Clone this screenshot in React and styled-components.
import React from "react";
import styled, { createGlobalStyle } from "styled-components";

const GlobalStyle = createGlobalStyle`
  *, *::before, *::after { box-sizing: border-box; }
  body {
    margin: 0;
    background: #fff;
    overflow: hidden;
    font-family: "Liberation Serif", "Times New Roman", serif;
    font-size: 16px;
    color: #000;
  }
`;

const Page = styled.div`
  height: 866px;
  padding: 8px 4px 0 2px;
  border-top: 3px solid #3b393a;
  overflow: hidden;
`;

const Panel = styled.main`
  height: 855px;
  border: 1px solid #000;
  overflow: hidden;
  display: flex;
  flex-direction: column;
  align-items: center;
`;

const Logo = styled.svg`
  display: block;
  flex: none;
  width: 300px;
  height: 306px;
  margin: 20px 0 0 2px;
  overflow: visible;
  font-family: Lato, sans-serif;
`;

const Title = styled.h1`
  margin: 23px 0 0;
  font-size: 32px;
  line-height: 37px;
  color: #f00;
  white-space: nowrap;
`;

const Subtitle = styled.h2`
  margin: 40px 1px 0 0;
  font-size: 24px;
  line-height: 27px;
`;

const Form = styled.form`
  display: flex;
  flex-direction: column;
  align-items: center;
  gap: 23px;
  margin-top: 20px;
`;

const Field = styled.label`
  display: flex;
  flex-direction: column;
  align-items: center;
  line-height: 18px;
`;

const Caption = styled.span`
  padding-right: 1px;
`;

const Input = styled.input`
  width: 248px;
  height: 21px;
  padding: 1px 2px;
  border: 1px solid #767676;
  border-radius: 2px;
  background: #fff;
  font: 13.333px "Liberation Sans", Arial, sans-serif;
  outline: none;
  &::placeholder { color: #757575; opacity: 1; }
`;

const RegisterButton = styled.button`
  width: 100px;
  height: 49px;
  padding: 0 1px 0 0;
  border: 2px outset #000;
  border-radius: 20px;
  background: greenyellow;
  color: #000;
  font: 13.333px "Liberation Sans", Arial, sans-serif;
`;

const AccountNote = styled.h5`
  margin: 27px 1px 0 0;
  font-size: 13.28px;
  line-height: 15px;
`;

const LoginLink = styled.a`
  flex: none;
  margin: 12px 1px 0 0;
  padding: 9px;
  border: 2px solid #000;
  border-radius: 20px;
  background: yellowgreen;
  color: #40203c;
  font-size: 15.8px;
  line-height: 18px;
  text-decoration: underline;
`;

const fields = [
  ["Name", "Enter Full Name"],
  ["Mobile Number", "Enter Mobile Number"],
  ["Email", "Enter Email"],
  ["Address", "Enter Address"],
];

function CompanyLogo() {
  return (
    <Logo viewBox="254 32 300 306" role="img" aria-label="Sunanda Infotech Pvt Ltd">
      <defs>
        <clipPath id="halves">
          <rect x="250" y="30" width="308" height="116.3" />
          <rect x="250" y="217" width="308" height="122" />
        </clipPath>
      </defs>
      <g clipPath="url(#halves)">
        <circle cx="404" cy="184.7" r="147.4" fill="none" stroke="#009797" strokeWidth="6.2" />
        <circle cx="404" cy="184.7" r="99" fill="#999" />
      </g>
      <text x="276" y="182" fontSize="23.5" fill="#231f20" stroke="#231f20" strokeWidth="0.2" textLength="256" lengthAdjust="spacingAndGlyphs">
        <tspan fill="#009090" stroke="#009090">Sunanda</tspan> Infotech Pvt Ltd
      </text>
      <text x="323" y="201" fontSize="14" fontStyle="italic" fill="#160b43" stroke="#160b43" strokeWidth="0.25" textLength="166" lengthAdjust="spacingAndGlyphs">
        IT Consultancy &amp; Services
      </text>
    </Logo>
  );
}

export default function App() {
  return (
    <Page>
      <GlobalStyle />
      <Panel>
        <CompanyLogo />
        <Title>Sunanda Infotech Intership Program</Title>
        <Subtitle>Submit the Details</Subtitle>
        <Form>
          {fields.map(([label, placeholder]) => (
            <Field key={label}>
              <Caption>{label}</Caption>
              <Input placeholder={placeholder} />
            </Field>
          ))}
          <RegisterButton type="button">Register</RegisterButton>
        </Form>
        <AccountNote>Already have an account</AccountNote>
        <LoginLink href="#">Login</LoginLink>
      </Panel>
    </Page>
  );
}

========================================

**Written request:** Copy out the whole listing exactly as written.

**Solution to this task:**
Clone this screenshot in React and styled-components.
import React from "react";
import styled, { createGlobalStyle } from "styled-components";

const GlobalStyle = createGlobalStyle`
  *, *::before, *::after { box-sizing: border-box; }
  body {
    margin: 0;
    background: #fff;
    overflow: hidden;
    font-family: "Liberation Serif", "Times New Roman", serif;
    font-size: 16px;
    color: #000;
  }
`;

const Page = styled.div`
  height: 866px;
  padding: 8px 4px 0 2px;
  border-top: 3px solid #3b393a;
  overflow: hidden;
`;

const Panel = styled.main`
  height: 855px;
  border: 1px solid #000;
  overflow: hidden;
  display: flex;
  flex-direction: column;
  align-items: center;
`;

const Logo = styled.svg`
  display: block;
  flex: none;
  width: 300px;
  height: 306px;
  margin: 20px 0 0 2px;
  overflow: visible;
  font-family: Lato, sans-serif;
`;

const Title = styled.h1`
  margin: 23px 0 0;
  font-size: 32px;
  line-height: 37px;
  color: #f00;
  white-space: nowrap;
`;

const Subtitle = styled.h2`
  margin: 40px 1px 0 0;
  font-size: 24px;
  line-height: 27px;
`;

const Form = styled.form`
  display: flex;
  flex-direction: column;
  align-items: center;
  gap: 23px;
  margin-top: 20px;
`;

const Field = styled.label`
  display: flex;
  flex-direction: column;
  align-items: center;
  line-height: 18px;
`;

const Caption = styled.span`
  padding-right: 1px;
`;

const Input = styled.input`
  width: 248px;
  height: 21px;
  padding: 1px 2px;
  border: 1px solid #767676;
  border-radius: 2px;
  background: #fff;
  font: 13.333px "Liberation Sans", Arial, sans-serif;
  outline: none;
  &::placeholder { color: #757575; opacity: 1; }
`;

const RegisterButton = styled.button`
  width: 100px;
  height: 49px;
  padding: 0 1px 0 0;
  border: 2px outset #000;
  border-radius: 20px;
  background: greenyellow;
  color: #000;
  font: 13.333px "Liberation Sans", Arial, sans-serif;
`;

const AccountNote = styled.h5`
  margin: 27px 1px 0 0;
  font-size: 13.28px;
  line-height: 15px;
`;

const LoginLink = styled.a`
  flex: none;
  margin: 12px 1px 0 0;
  padding: 9px;
  border: 2px solid #000;
  border-radius: 20px;
  background: yellowgreen;
  color: #40203c;
  font-size: 15.8px;
  line-height: 18px;
  text-decoration: underline;
`;

const fields = [
  ["Name", "Enter Full Name"],
  ["Mobile Number", "Enter Mobile Number"],
  ["Email", "Enter Email"],
  ["Address", "Enter Address"],
];

function CompanyLogo() {
  return (
    <Logo viewBox="254 32 300 306" role="img" aria-label="Sunanda Infotech Pvt Ltd">
      <defs>
        <clipPath id="halves">
          <rect x="250" y="30" width="308" height="116.3" />
          <rect x="250" y="217" width="308" height="122" />
        </clipPath>
      </defs>
      <g clipPath="url(#halves)">
        <circle cx="404" cy="184.7" r="147.4" fill="none" stroke="#009797" strokeWidth="6.2" />
        <circle cx="404" cy="184.7" r="99" fill="#999" />
      </g>
      <text x="276" y="182" fontSize="23.5" fill="#231f20" stroke="#231f20" strokeWidth="0.2" textLength="256" lengthAdjust="spacingAndGlyphs">
        <tspan fill="#009090" stroke="#009090">Sunanda</tspan> Infotech Pvt Ltd
      </text>
      <text x="323" y="201" fontSize="14" fontStyle="italic" fill="#160b43" stroke="#160b43" strokeWidth="0.25" textLength="166" lengthAdjust="spacingAndGlyphs">
        IT Consultancy &amp; Services
      </text>
    </Logo>
  );
}

export default function App() {
  return (
    <Page>
      <GlobalStyle />
      <Panel>
        <CompanyLogo />
        <Title>Sunanda Infotech Intership Program</Title>
        <Subtitle>Submit the Details</Subtitle>
        <Form>
          {fields.map(([label, placeholder]) => (
            <Field key={label}>
              <Caption>{label}</Caption>
              <Input placeholder={placeholder} />
            </Field>
          ))}
          <RegisterButton type="button">Register</RegisterButton>
        </Form>
        <AccountNote>Already have an account</AccountNote>
        <LoginLink href="#">Login</LoginLink>
      </Panel>
    </Page>
  );
}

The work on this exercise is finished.